# the best way to shoot a wedding



## manda (Oct 24, 2004)

dont be the official photographer


i went to one on saturday as a guest but of course could not help myself when i saw fabulous photographic opportunities.

the best part about it was that the photographer was setting up some great shots and then i got the benefit from them and often i think i got better angles than him.

eg. he had the bridesmaids leaning up against the bridal cars at the church. they were facing him obviously but i saw a better shot frm behind and got the 4 red dresses up against the white of the car. i also then shot another of them posing for the photographer through the back window of the car.

he was setting up some great shots for me all night, it was fabulous! hehee
 

i also didnt have the pressure of being the official one so i just had fun.

i got some wonderful photographs of my friends wedding but it also gave me some great photo opportunites and some fun experience!


----------



## manda (Oct 24, 2004)

oh the only bad thing was however...

i used my digital and forgot to check the ISO setting as i generally never change it. i had had it set on 200 from a concert id been to earlier in the week and therefore my shots came out far too mega grainy for my liking.

oh well

live and learn


----------



## Karalee (Oct 24, 2004)

Hehe, thats AWESOME Manda!


----------



## Artemis (Oct 24, 2004)

I thought 200...wasnt grainy?


----------



## Big Mike (Oct 24, 2004)

I have done this at quite a few weddings (friends family etc.)  It's great fun, and you can learn a lot about photographing weddings without the pressure (and reward) of being he hired pro.

I also find that hanging around the pro & the bridal group can offer some great photo opportunities.  There is really no need to stand behind the pro and cop their shots so looking for other interesting angles is the best way to get some shots.

Here is on of my favorites...the pro had them in the entrance way of this building for most all of the shots.  I backed way out and shot this.


----------



## deb (Oct 26, 2004)

There is a protocol for family and friends taking pictures if there is a paid professional photographer at the event.  It usually calls for the non-pros to keep a low profile.  The family and friends distract the wedding party (as no once can look into two cameras at once), risk ruining the professional's shot by simultaneously flashing and reduce the efficiency of the pro because shots take longer to set up.  

At least ask the pro and the b&g if its ok to get some shots.


----------



## AIRIC (Oct 26, 2004)

I do not mind other people taking pics after I have taken mine, especially since I give them the negatives and don't do the enlargements and reprints but so far I have had two really annoying family members get in my way big time.

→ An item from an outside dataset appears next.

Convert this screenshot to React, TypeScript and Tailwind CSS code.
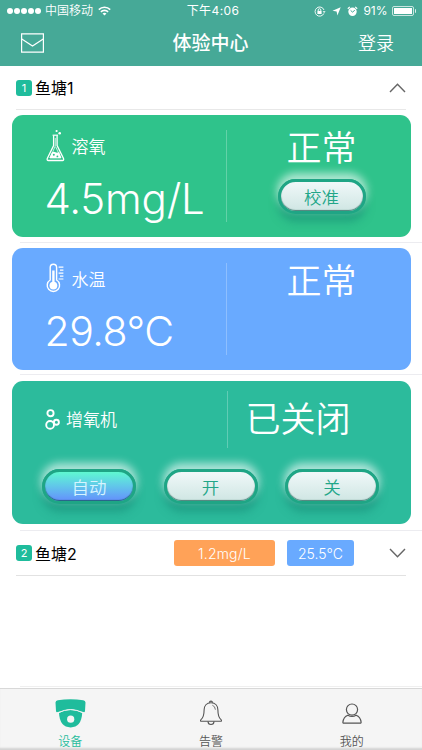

One ruined a few pics with his extra strong flash and constantly got in my way and in the best spot during the ceremony. The other one I steped on everytime I went to take a step backwards he was so close.

Eric


----------



## Big Mike (Oct 26, 2004)

I am always watchful & respectful of the hired pro if I'm taking pics at the same time.

I do not use a flash when they are shooting or about to shoot.  

I have worked with the same pro on a few weddings and he also just hands over the negs so there was no chance of my shots taking money away from him.  That is something to be aware of.

I have also been to a few weddings where the couple or person presiding has asked that people refrain from taking photos during the ceremony etc.  because they have hired a pro to do the job.

I have also heard of wedding photographers who will demand that "Uncle Joe" not be taking photos while the they are trying to take the formals.  Even to the extent that they threaten to pack up and leave right then and there.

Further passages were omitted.